For the IN’s requirement for two deep submergence rescue vehicles (DSRV), the Remora from Canada’s Ocean Works and the LR-7 from Rolls-Royce have been shortlisted. The offer for two Project 18270 Bester-class DSRVs from Russia’s United Shipbuilding Corp has been rejected. The process to acquire the DSRV was started more than six years ago, and bids were invited for a second time in 2010, after an anonymous letter of complaint addressed to the MoD had alleged that the Remora DSRV, which was selected way back in 2008, was chosen by dubious means.
Meanwhile, all four OEMs bidding for the Project 75I single-hulled programme—Spain’s Navantia, Germany’s TKMS, France’s DCNS and Russia’s United Shipbuilding Corp—have given in writing their ability to incorporate two separate plug-in in each of their SSK offers, with one plug-in containing an AIP system that is specified by the IN, and the other plug-in containing eight cannisters containing the vertically-launched BrahMos-1 Block-1 supersonic anti-ship cruise missile. This, however, is easier said than done. This is because, while all four OEMs have adequate expertise in terms of supplying the AIP plug-ins, none of them have any experience in incorporating VLS cells for missiles like the BrahMos-1 Block-1. Therefore, should the IN choose to insist on the BrahMos-1 for installation on board the six Project 75I SSKs, it will not only inflate the acquisition costs of the SSKs, but will also pose SSK hull re-design challenges that may further delay the service-induction of these six SSKs.

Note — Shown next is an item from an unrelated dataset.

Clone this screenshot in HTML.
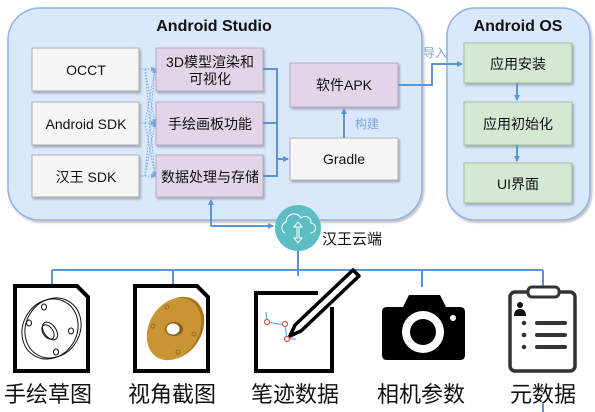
<!DOCTYPE html>
<html><head><meta charset="utf-8"><style>
html,body{margin:0;padding:0;background:#fff;width:595px;height:412px;overflow:hidden}
svg{display:block}
.t{font-family:"Liberation Sans","Noto Sans CJK SC",sans-serif;}
</style></head><body>
<svg width="595" height="412" viewBox="0 0 595 412" xmlns="http://www.w3.org/2000/svg">
<defs>
<filter id="sh" x="-10%" y="-10%" width="130%" height="140%"><feDropShadow dx="1.5" dy="2" stdDeviation="1" flood-color="#000" flood-opacity="0.25"/></filter>
<marker id="ar" markerWidth="6" markerHeight="6" refX="5" refY="3" orient="auto" markerUnits="userSpaceOnUse"><path d="M0,0 L6,3 L0,6 Z" fill="#5b95d5"/></marker>
<marker id="ad" markerWidth="5" markerHeight="5" refX="4" refY="2.5" orient="auto" markerUnits="userSpaceOnUse"><path d="M0,0 L5,2.5 L0,5 Z" fill="#7aa7dc"/></marker>
</defs>
<rect x="8" y="8" width="414" height="212" rx="32" fill="#dae8fc" stroke="#8fb2e0" stroke-width="1.5" filter="url(#sh)"/>
<rect x="447" y="8" width="143" height="212" rx="28" fill="#dae8fc" stroke="#8fb2e0" stroke-width="1.5" filter="url(#sh)"/>
<g class="t" font-weight="bold" font-size="16" fill="#111" text-anchor="middle">
<text x="214" y="31">Android Studio</text>
<text x="518" y="31">Android OS</text>
</g>
<g fill="#f5f5f5" stroke="#b0b0b0" filter="url(#sh)">
<rect x="32" y="48" width="107" height="43"/>
<rect x="32" y="102" width="107" height="43"/>
<rect x="32" y="155" width="107" height="42"/>
<rect x="290" y="138" width="108" height="42"/>
</g>
<g fill="#e1d5e7" stroke="#b9a7c8" filter="url(#sh)">
<rect x="156" y="48" width="107" height="43"/>
<rect x="156" y="102" width="107" height="43"/>
<rect x="156" y="155" width="107" height="42"/>
<rect x="290" y="63" width="108" height="44"/>
</g>
<g fill="#d5e8d4" stroke="#9fc09a" filter="url(#sh)">
<rect x="464" y="43" width="108" height="40"/>
<rect x="464" y="102" width="108" height="43"/>
<rect x="464" y="163" width="108" height="40"/>
</g>
<g class="t" font-size="14" fill="#111" text-anchor="middle">
<text x="86" y="75">OCCT</text>
<text x="86" y="129">Android SDK</text>
<text x="86" y="182">汉王 SDK</text>
<text x="210" y="67">3D模型渲染和</text>
<text x="210" y="84">可视化</text>
<text x="210" y="129">手绘画板功能</text>
<text x="210" y="182">数据处理与存储</text>
<text x="344" y="90">软件APK</text>
<text x="344" y="164">Gradle</text>
<text x="518" y="69">应用安装</text>
<text x="518" y="129">应用初始化</text>
<text x="518" y="189">UI界面</text>
</g>
<g stroke="#7aa7dc" stroke-width="1" stroke-dasharray="1.5,1.5" fill="none" marker-end="url(#ad)">
<path d="M139,69 H155"/>
<path d="M139,123 H155"/>
<path d="M139,176 H155"/>
<path d="M145,69 L155,123"/>
<path d="M145,69 L155,176"/>
<path d="M145,123 L155,176"/>
<path d="M145,176 L155,69"/>
<path d="M145,176 L155,123"/>
<path d="M145,123 L155,69"/>
</g>
<g stroke="#5b95d5" stroke-width="2" fill="none">
<path d="M263,69 H277 V176 H263"/>
<path d="M263,123 H277"/>
<path d="M277,159 H288" marker-end="url(#ar)"/>
<path d="M344,138 V109" marker-end="url(#ar)"/>
<path d="M398,85 H432 V64 H462" marker-end="url(#ar)"/>
<path d="M517,83 V100" marker-end="url(#ar)"/>
<path d="M517,145 V161" marker-end="url(#ar)"/>
<path d="M211,226 V200" marker-end="url(#ar)"/>
<path d="M211,226 H273" marker-end="url(#ar)"/>
<path d="M298,250 V270 M52,270 H543 M52,270 V285 M173,270 V285 M298,270 V276 M422,270 V287 M543,270 V287"/>
<path d="M543,404 V412"/>
</g>
<g class="t" font-size="12" fill="#7fa6d4">
<text x="423" y="57">导入</text>
<text x="355" y="128">构建</text>
</g>
<circle cx="298" cy="228" r="23" fill="#5cbec4"/>
<path d="M285,233 a6,6 0 0 1 1,-11 a8,8 0 0 1 15,-4 a6,6 0 0 1 10,5 a5,5 0 0 1 -1,10" fill="none" stroke="#fff" stroke-width="1"/>
<path d="M298,222 L294,227 H297 V238 H294 L298,243 L302,238 H299 V227 H302 Z" fill="none" stroke="#fff" stroke-width="1"/>
<text class="t" x="322" y="244" font-size="15" fill="#111">汉王云端</text>
<!-- doc1 -->
<path d="M15,286 H77 L88,297 V371 H15 Z" fill="#fff" stroke="#000" stroke-width="4"/>
<g fill="none" stroke="#111" stroke-width="1">
<ellipse cx="50" cy="329" rx="27" ry="31" transform="rotate(30 50 329)"/>
<ellipse cx="53" cy="328" rx="27" ry="31" transform="rotate(30 53 328)"/>
<ellipse cx="50" cy="331" rx="6" ry="10" transform="rotate(-35 50 331)"/>
<ellipse cx="48" cy="332" rx="5" ry="8" transform="rotate(-35 48 332)"/>
<ellipse cx="44" cy="307" rx="2.5" ry="3"/>
<ellipse cx="29" cy="323" rx="2.5" ry="3"/>
<ellipse cx="71" cy="331" rx="2.5" ry="3"/>
<ellipse cx="56" cy="352" rx="2.5" ry="3"/>
</g>
<!-- doc2 -->
<path d="M135,286 H197 L208,297 V371 H135 Z" fill="#fff" stroke="#000" stroke-width="4"/>
<ellipse cx="177" cy="328" rx="25" ry="33" transform="rotate(30 177 328)" fill="#a67420"/>
<ellipse cx="174" cy="329" rx="25" ry="33" transform="rotate(30 174 329)" fill="#c99434"/>
<ellipse cx="174" cy="329" rx="9" ry="7" fill="#8a6118"/>
<ellipse cx="173" cy="329" rx="6.5" ry="5.5" fill="#fff"/>
<g fill="none" stroke="#8a6118" stroke-width="0.8"><circle cx="167" cy="307" r="2"/><circle cx="153" cy="326" r="2"/><circle cx="194" cy="334" r="2"/><circle cx="178" cy="352" r="2"/></g>
<!-- pen doc -->
<path d="M318,293 H256 V371 H332 V307" fill="none" stroke="#000" stroke-width="4"/>
<path d="M353,270 L359,276 L301,331 L290,336 L295,325 Z" fill="#fff" stroke="#000" stroke-width="3.5" stroke-linejoin="round"/>
<path d="M292,334 L289,337" stroke="#000" stroke-width="3"/>
<path d="M266,312 L267,322 L285,325 L287,339 L296,339" fill="none" stroke="#5ab5e0" stroke-width="1.2"/>
<g fill="#fff" stroke="#d9534f" stroke-width="1.2"><circle cx="267" cy="322" r="2.5"/><circle cx="285" cy="324" r="2.5"/><circle cx="287" cy="339" r="2.5"/></g>
<!-- camera -->
<path d="M387,307 H403 L409,295 H440 L446,307 H460 Q465,307 465,312 V355 Q465,360 460,360 H387 Q382,360 382,355 V312 Q382,307 387,307 Z" fill="#000"/>
<circle cx="423" cy="332" r="21" fill="#fff"/>
<circle cx="423" cy="332" r="13" fill="#000"/>
<circle cx="453" cy="318" r="3" fill="#fff"/>
<!-- clipboard -->
<rect x="510" y="292" width="65" height="79" rx="5" fill="#fff" stroke="#333" stroke-width="3.5"/>
<rect x="528" y="287" width="31" height="10" rx="4" fill="#fff" stroke="#333" stroke-width="3"/>
<circle cx="520" cy="305" r="3" fill="#111"/><path d="M514,316 Q514,309 520,309 Q526,309 526,316 Z" fill="#111"/>
<g fill="#333"><circle cx="524" cy="323" r="2.3"/><circle cx="524" cy="335" r="2.3"/><circle cx="524" cy="347" r="2.3"/></g>
<g stroke="#333" stroke-width="4" stroke-linecap="round"><path d="M537,323 H565 M537,335 H565 M537,347 H565"/></g>
<g class="t" font-size="22" fill="#111">
<text x="4" y="402">手绘草图</text>
<text x="128" y="402">视角截图</text>
<text x="251" y="402">笔迹数据</text>
<text x="377" y="402">相机参数</text>
<text x="510" y="402">元数据</text>
</g>
</svg>
</body></html>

In my personal view, therefore, if the IN insists on the BrahMos-1, then the IN should also specify that the Project 75I SSKs ought to be double-hulled vessels. And if that happens, then the only logical options available come from TKMS and DCNS. In fact, the latter had unveiled its conceptual SMX-21 SSK at the Euronaval 2002 exhibition in Paris, and it was then touted as being the solution for maximum weapons storage without increasing the SSK’s displacement. Based on twin pressure-hull architecture, the concept allows to load up to 30 heavyweight weapons within a hull that displaces only 2,700 tonnes, thanks to ‘mission modules’ located between the hulls. This architecture allows great flexibility and can accommodate every type of mission, by simply changing the modules. Strong safety improvements are made by separating the crew-living areas from potentially hazardous zones.
For the four Class 209/Type 1500 SSKs, the IN has shortlisted two types of ASCMs: a combination of Novator 3M-54E Klub-S supersonic ASCM and 3M-14E LACM, and Boeing’s UGM-84A Harpoon.
Lastly, a word of caution for all those miserably ill-informed jingos who are under the erroneous impression that China has developed the DF-21D MRBM as an anti-ship ballistic missile. For, just consider the sheer challenges in terms of target acquisition: In case of the South China Sea, three bands of 46 satellites each (138 spacecraft in all) operating in 40-degree inclined polar orbits would be required to provide constant fleet monitoring. The size of the satellite constellation is driven by the need for continuous coverage and high resolution. High resolution dictates low-earth orbits. Low-earth orbits in turn dictate how many satellites must be in each band to avoid gaps in coverage, and also how many bands there must be to cover the whole sea given a 300nm field-of-view per band. Continuous coverage could be achieved from higher altitudes using fewer satellites, but resolution would deteriorate to a point where it was no longer suitable for use as targetting data.